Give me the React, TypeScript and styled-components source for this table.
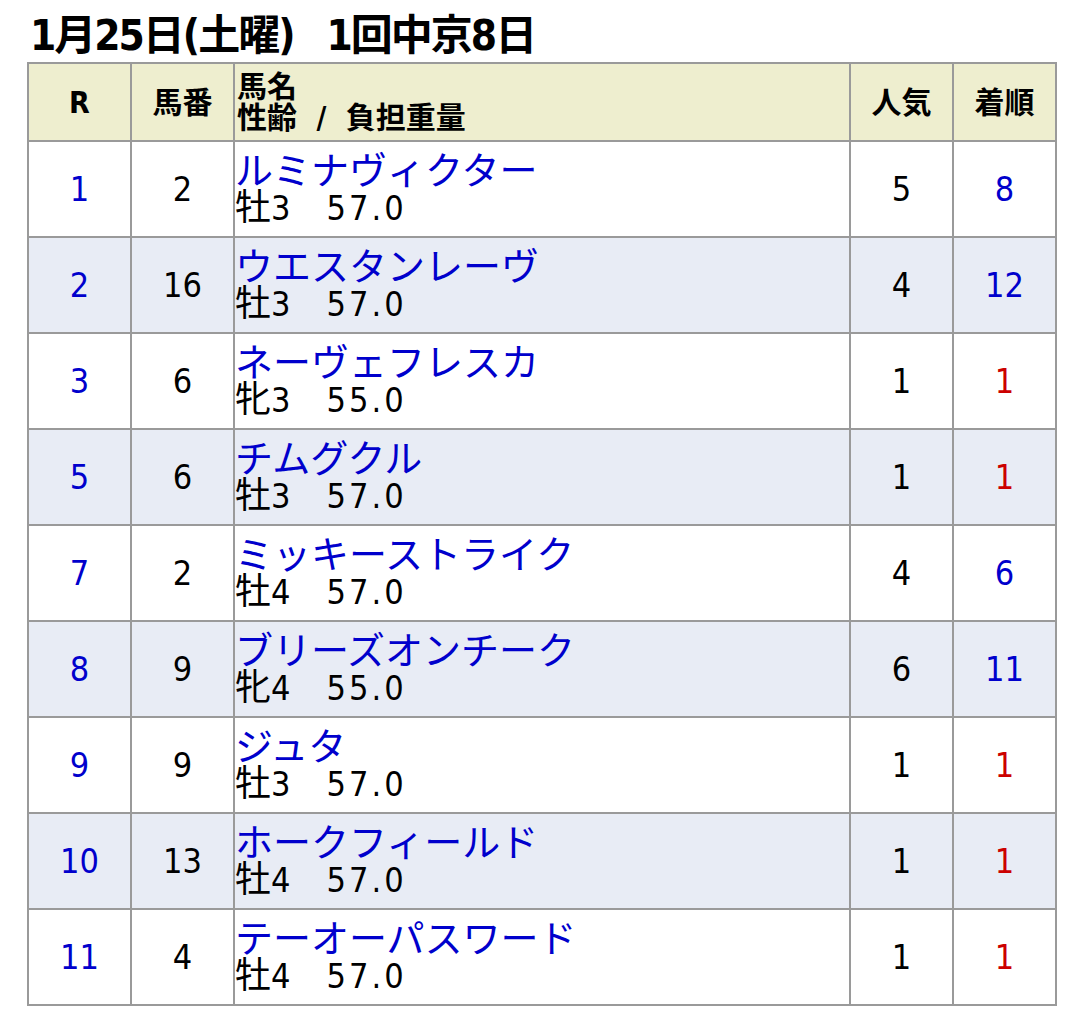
import React from 'react'
import styled, { createGlobalStyle } from 'styled-components'

const FONT = `"DejaVu Sans Condensed", "Noto Sans CJK JP", sans-serif`
const BORDER = '#9a9a9a'
const BLUE = '#0000cc'
const RED = '#cc0000'

const GlobalStyle = createGlobalStyle`
  body {
    margin: 0;
    background: #ffffff;
    font-family: ${FONT};
    color: #000;
  }
`

const Page = styled.div`
  padding: 10px 25px 0 27px;
`

const Title = styled.h1`
  margin: 0;
  padding-left: 3px;
  font-size: 42px;
  line-height: 52px;
  font-weight: 700;
  letter-spacing: -2px;
  word-spacing: 22px;
`

const Table = styled.table`
  width: 1028px;
  border-collapse: collapse;
  table-layout: fixed;
`

const HeadCell = styled.th<{ $align?: string }>`
  background: #eeeecf;
  border: 2px solid ${BORDER};
  height: 76px;
  padding: 0 2px;
  font-size: 30px;
  line-height: 31px;
  font-weight: 700;
  word-spacing: 10px;
  text-align: ${p => p.$align || 'center'};
  vertical-align: middle;
`

const Row = styled.tr<{ $alt: boolean }>`
  background: ${p => (p.$alt ? '#e8ecf5' : '#ffffff')};
`

const Cell = styled.td<{ $color?: string }>`
  border: 2px solid ${BORDER};
  height: 92px;
  padding: 0;
  text-align: center;
  vertical-align: middle;
  font-size: 34px;
  color: ${p => p.$color || '#000'};
`

const NameCell = styled.td`
  border: 2px solid ${BORDER};
  height: 92px;
  padding: 0 0 2px 0;
  vertical-align: middle;
  line-height: 40px;
`

const HorseName = styled.div`
  color: ${BLUE};
  font-family: "Noto Sans CJK JP", sans-serif;
  font-size: 38px;
`

const Sub = styled.div`
  white-space: pre;
  font-size: 36px;
`

const Num = styled.span<{ $wide?: boolean }>`
  font-size: 34px;
  letter-spacing: ${p => (p.$wide ? '3px' : '0')};
`

interface Race {
  r: number
  num: number
  name: string
  sex: string
  age: number
  weight: string
  pop: number
  place: number
}

const races: Race[] = [
  { r: 1, num: 2, name: 'ルミナヴィクター', sex: '牡', age: 3, weight: '57.0', pop: 5, place: 8 },
  { r: 2, num: 16, name: 'ウエスタンレーヴ', sex: '牡', age: 3, weight: '57.0', pop: 4, place: 12 },
  { r: 3, num: 6, name: 'ネーヴェフレスカ', sex: '牝', age: 3, weight: '55.0', pop: 1, place: 1 },
  { r: 5, num: 6, name: 'チムグクル', sex: '牡', age: 3, weight: '57.0', pop: 1, place: 1 },
  { r: 7, num: 2, name: 'ミッキーストライク', sex: '牡', age: 4, weight: '57.0', pop: 4, place: 6 },
  { r: 8, num: 9, name: 'ブリーズオンチーク', sex: '牝', age: 4, weight: '55.0', pop: 6, place: 11 },
  { r: 9, num: 9, name: 'ジュタ', sex: '牡', age: 3, weight: '57.0', pop: 1, place: 1 },
  { r: 10, num: 13, name: 'ホークフィールド', sex: '牡', age: 4, weight: '57.0', pop: 1, place: 1 },
  { r: 11, num: 4, name: 'テーオーパスワード', sex: '牡', age: 4, weight: '57.0', pop: 1, place: 1 },
]

export default function App(): JSX.Element {
  return (
    <Page>
      <GlobalStyle />
      <Title>1月25日(土曜) 1回中京8日</Title>
      <Table>
        <colgroup>
          <col style={{ width: 103 }} />
          <col style={{ width: 103 }} />
          <col style={{ width: 616 }} />
          <col style={{ width: 103 }} />
          <col style={{ width: 103 }} />
        </colgroup>
        <thead>
          <tr>
            <HeadCell>R</HeadCell>
            <HeadCell>馬番</HeadCell>
            <HeadCell $align='left'>
              馬名
              <br />
              性齢 / 負担重量
            </HeadCell>
            <HeadCell>人気</HeadCell>
            <HeadCell>着順</HeadCell>
          </tr>
        </thead>
        <tbody>
          {races.map((race, i) => (
            <Row key={race.r} $alt={i % 2 === 1}>
              <Cell $color={BLUE}>{race.r}</Cell>
              <Cell>{race.num}</Cell>
              <NameCell>
                <HorseName>{race.name}</HorseName>
                <Sub>
                  {race.sex}
                  <Num>{race.age}</Num>
                  {'　'}
                  <Num $wide>{race.weight}</Num>
                </Sub>
              </NameCell>
              <Cell>{race.pop}</Cell>
              <Cell $color={race.place === 1 ? RED : BLUE}>{race.place}</Cell>
            </Row>
          ))}
        </tbody>
      </Table>
    </Page>
  )
}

##########

**Exercise goal**
Keep every word of the data as it is when you write it out, but drop the pictures.

**Answer to the problem**
Give me the React, TypeScript and styled-components source for this table.
import React from 'react'
import styled, { createGlobalStyle } from 'styled-components'

const FONT = `"DejaVu Sans Condensed", "Noto Sans CJK JP", sans-serif`
const BORDER = '#9a9a9a'
const BLUE = '#0000cc'
const RED = '#cc0000'

const GlobalStyle = createGlobalStyle`
  body {
    margin: 0;
    background: #ffffff;
    font-family: ${FONT};
    color: #000;
  }
`

const Page = styled.div`
  padding: 10px 25px 0 27px;
`

const Title = styled.h1`
  margin: 0;
  padding-left: 3px;
  font-size: 42px;
  line-height: 52px;
  font-weight: 700;
  letter-spacing: -2px;
  word-spacing: 22px;
`

const Table = styled.table`
  width: 1028px;
  border-collapse: collapse;
  table-layout: fixed;
`

const HeadCell = styled.th<{ $align?: string }>`
  background: #eeeecf;
  border: 2px solid ${BORDER};
  height: 76px;
  padding: 0 2px;
  font-size: 30px;
  line-height: 31px;
  font-weight: 700;
  word-spacing: 10px;
  text-align: ${p => p.$align || 'center'};
  vertical-align: middle;
`

const Row = styled.tr<{ $alt: boolean }>`
  background: ${p => (p.$alt ? '#e8ecf5' : '#ffffff')};
`

const Cell = styled.td<{ $color?: string }>`
  border: 2px solid ${BORDER};
  height: 92px;
  padding: 0;
  text-align: center;
  vertical-align: middle;
  font-size: 34px;
  color: ${p => p.$color || '#000'};
`

const NameCell = styled.td`
  border: 2px solid ${BORDER};
  height: 92px;
  padding: 0 0 2px 0;
  vertical-align: middle;
  line-height: 40px;
`

const HorseName = styled.div`
  color: ${BLUE};
  font-family: "Noto Sans CJK JP", sans-serif;
  font-size: 38px;
`

const Sub = styled.div`
  white-space: pre;
  font-size: 36px;
`

const Num = styled.span<{ $wide?: boolean }>`
  font-size: 34px;
  letter-spacing: ${p => (p.$wide ? '3px' : '0')};
`

interface Race {
  r: number
  num: number
  name: string
  sex: string
  age: number
  weight: string
  pop: number
  place: number
}

const races: Race[] = [
  { r: 1, num: 2, name: 'ルミナヴィクター', sex: '牡', age: 3, weight: '57.0', pop: 5, place: 8 },
  { r: 2, num: 16, name: 'ウエスタンレーヴ', sex: '牡', age: 3, weight: '57.0', pop: 4, place: 12 },
  { r: 3, num: 6, name: 'ネーヴェフレスカ', sex: '牝', age: 3, weight: '55.0', pop: 1, place: 1 },
  { r: 5, num: 6, name: 'チムグクル', sex: '牡', age: 3, weight: '57.0', pop: 1, place: 1 },
  { r: 7, num: 2, name: 'ミッキーストライク', sex: '牡', age: 4, weight: '57.0', pop: 4, place: 6 },
  { r: 8, num: 9, name: 'ブリーズオンチーク', sex: '牝', age: 4, weight: '55.0', pop: 6, place: 11 },
  { r: 9, num: 9, name: 'ジュタ', sex: '牡', age: 3, weight: '57.0', pop: 1, place: 1 },
  { r: 10, num: 13, name: 'ホークフィールド', sex: '牡', age: 4, weight: '57.0', pop: 1, place: 1 },
  { r: 11, num: 4, name: 'テーオーパスワード', sex: '牡', age: 4, weight: '57.0', pop: 1, place: 1 },
]

export default function App(): JSX.Element {
  return (
    <Page>
      <GlobalStyle />
      <Title>1月25日(土曜) 1回中京8日</Title>
      <Table>
        <colgroup>
          <col style={{ width: 103 }} />
          <col style={{ width: 103 }} />
          <col style={{ width: 616 }} />
          <col style={{ width: 103 }} />
          <col style={{ width: 103 }} />
        </colgroup>
        <thead>
          <tr>
            <HeadCell>R</HeadCell>
            <HeadCell>馬番</HeadCell>
            <HeadCell $align='left'>
              馬名
              <br />
              性齢 / 負担重量
            </HeadCell>
            <HeadCell>人気</HeadCell>
            <HeadCell>着順</HeadCell>
          </tr>
        </thead>
        <tbody>
          {races.map((race, i) => (
            <Row key={race.r} $alt={i % 2 === 1}>
              <Cell $color={BLUE}>{race.r}</Cell>
              <Cell>{race.num}</Cell>
              <NameCell>
                <HorseName>{race.name}</HorseName>
                <Sub>
                  {race.sex}
                  <Num>{race.age}</Num>
                  {'　'}
                  <Num $wide>{race.weight}</Num>
                </Sub>
              </NameCell>
              <Cell>{race.pop}</Cell>
              <Cell $color={race.place === 1 ? RED : BLUE}>{race.place}</Cell>
            </Row>
          ))}
        </tbody>
      </Table>
    </Page>
  )
}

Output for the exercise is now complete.